What Do I Do If My Jaw Hurts?
Noises in the jaw joint, the TMJ, are extremely common in the general population. Joint problems, involving the TMJ, are slightly more common in women than men. Like any joint, such as the hip, shoulder, or wrist, the TMJ muscles in your jaw can be strained or injured. The injury can be the result of a specific trauma to the jaw or can result from prolonged microtrauma from oral habits. There are also other causes for jaw problems as well.
Once a joint or muscle is strained, it can be easily re-injured (like a sprained ankle which is subsequently more prone to injury). Because we use the jaw for so many activities (talking, eating, yawning, and laughing), the joint and the muscles are constantly moving. Therefore, total relaxation of the jaw joint and surrounding muscles is difficult. Holding the jaw muscles and joints in a relaxed position is, however, very manageable with practice. Regular attempts to relax the jaw muscles, and avoidance of activities that would overwork the area, will be helpful to reduce pain and prevent additional strain to the area. The following suggestions should help:
- Apply moist heat for 15-20 minute two to four times each day to the painful area. For example, microwave a gel pack or hot water bottle and a wet towel until they are very warm. Wrap the towel around the gel pack/ hot water bottle and put it on both sides of your jaw going under your chin, or to one side and then the other side of your jaw. This should feel very warm but comfortable. Also, try using ice wrapped in a very thin cloth (or no cloth) for 5-10 minutes two to four times each day. The ice may initially give you a “burning” sensation, this is normal. Keep the ice on the painful area only until you first feel some numbness, then remove it. Heat or ice can reduce joint or muscle pains and relaxes the muscles. You may also find that cold followed with heat is useful. Experiment.

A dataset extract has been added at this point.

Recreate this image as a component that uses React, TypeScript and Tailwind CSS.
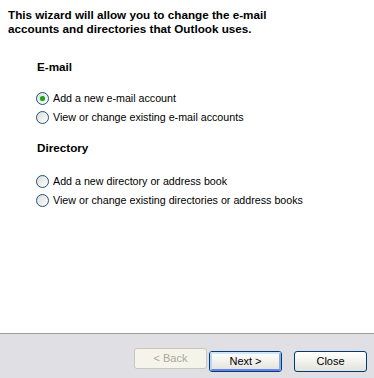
import React, { useState } from 'react';

const font = { fontFamily: '"Liberation Sans", Arial, sans-serif' };

function Radio({ checked, label, onClick }: { checked: boolean; label: string; onClick: () => void }) {
    return (
        <label onClick={onClick} className="flex items-center h-[19px] cursor-default">
            <span className="relative w-[13px] h-[13px] rounded-full border border-[#1c5180] bg-gradient-to-br from-[#dcdcd7] to-white flex items-center justify-center">
                {checked && <span className="w-[5px] h-[5px] rounded-full bg-[#21a121] shadow-[0_0_1px_#6fd66f]" />}
            </span>
            <span className="ml-[4px] text-[10.7px] text-black">{label}</span>
        </label>
    );
}

function XpButton({ children, disabled, isDefault }: { children: React.ReactNode; disabled?: boolean; isDefault?: boolean }) {
    if (disabled) {
        return (
            <button disabled className="w-[73px] h-[21px] rounded-[3px] border border-[#c9c7ba] bg-[#f5f4ea] text-[11px] text-[#aca899]">
                {children}
            </button>
        );
    }
    return (
        <button className="w-[73px] h-[21px] rounded-[3px] border border-[#003c74] bg-gradient-to-b from-white to-[#e3e3db] p-0 text-[11px] text-black">
            <span
                className={
                    isDefault
                        ? 'flex h-full w-full items-center justify-center rounded-[2px] border-[2px] border-t-[#cee7ff] border-l-[#bcd4f6] border-r-[#89ade4] border-b-[#6982ee]'
                        : 'flex h-full w-full items-center justify-center'
                }
            >
                {children}
            </span>
        </button>
    );
}

export default function App() {
    const [email, setEmail] = useState('add');
    const [dir, setDir] = useState('');

    return (
        <div className="w-[374px] h-[378px] bg-white flex flex-col" style={font}>
            <div className="flex-1">
                {/* Intro */}
                <p className="pl-[8px] pt-[8px] text-[11.7px] leading-[14px] font-bold text-black">
                    This wizard will allow you to change the e-mail
                    <br />
                    accounts and directories that Outlook uses.
                </p>

                {/* E-mail */}
                <div className="pl-[37px] mt-[24px]">
                    <h2 className="text-[11.7px] leading-[14px] font-bold text-black">E-mail</h2>
                    <div className="mt-[15px] -ml-[1px]">
                        <Radio checked={email === 'add'} label="Add a new e-mail account" onClick={() => setEmail('add')} />
                        <Radio checked={email === 'view'} label="View or change existing e-mail accounts" onClick={() => setEmail('view')} />
                    </div>
                </div>

                {/* Directory */}
                <div className="pl-[37px] mt-[14px]">
                    <h2 className="text-[11.7px] leading-[14px] font-bold text-black">Directory</h2>
                    <div className="mt-[17px] -ml-[1px]">
                        <Radio checked={dir === 'add'} label="Add a new directory or address book" onClick={() => setDir('add')} />
                        <Radio checked={dir === 'view'} label="View or change existing directories or address books" onClick={() => setDir('view')} />
                    </div>
                </div>
            </div>

            {/* Footer */}
            <div className="h-[45px] border-t border-[#9d9da1] bg-[#e0dfe3] flex items-start justify-end pt-[14px] pr-[7px]">
                <div className="flex">
                    <XpButton disabled>&lt; Back</XpButton>
                    <div className="ml-[2px]">
                        <XpButton isDefault>Next &gt;</XpButton>
                    </div>
                    <div className="ml-[12px]">
                        <XpButton>Close</XpButton>
                    </div>
                </div>
            </div>
        </div>
    );
}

- Eat a pain-free diet. Avoid hard foods, such as French bread or bagels.
- Avoid chewy foods, such as steak or candy. Cut fruit into small pieces and steam vegetables. Chew with your back teeth rather than biting with your front teeth.
- Chew your food on both sides at the same time to reduce strain on one side.
- Avoid caffeine. Caffeine is a muscle tensing drug that can make your muscles feel tighter. Caffeine or caffeine-like drugs are in coffee, tea, soda, chocolate and some aspirins. Decaffeinated coffee typically has half as much caffeine as regular coffee.
- Avoid oral habits that put strain on the jaw muscles and joints. These include
- Teeth clenching
- Teeth grinding
- Touching or holding the teeth gently together
- Biting cheeks/lips
- Pushing your tongue against teeth
- Jaw muscle tensing
- Avoid biting objects like pens or pencils. DO NOT CHEW GUM.
- Avoid resting your jaw on your hand.
- When you feel like yawning, put your tongue hard against the top of your mouth and let your mouth open as far as it can without letting your tongue off the top of your mouth. You can also put your hand under your jaw to limit the opening.
- Avoid stomach sleeping since this puts strain on the jaw and neck muscles. Sleeping on your side is okay as long as you do not put a force on your jaw. Sleeping on your back is the best.
Recognize that this is not a life-threatening situation, even though it can be very uncomfortable. Injury to the TMJ and jaw muscles is extremely common, and locking of the jaw is not uncommon. Most often, these symptoms will improve over time. Changing habits, relaxing the area, avoiding additional strain or injury and doing the above should speed up your recovery considerably.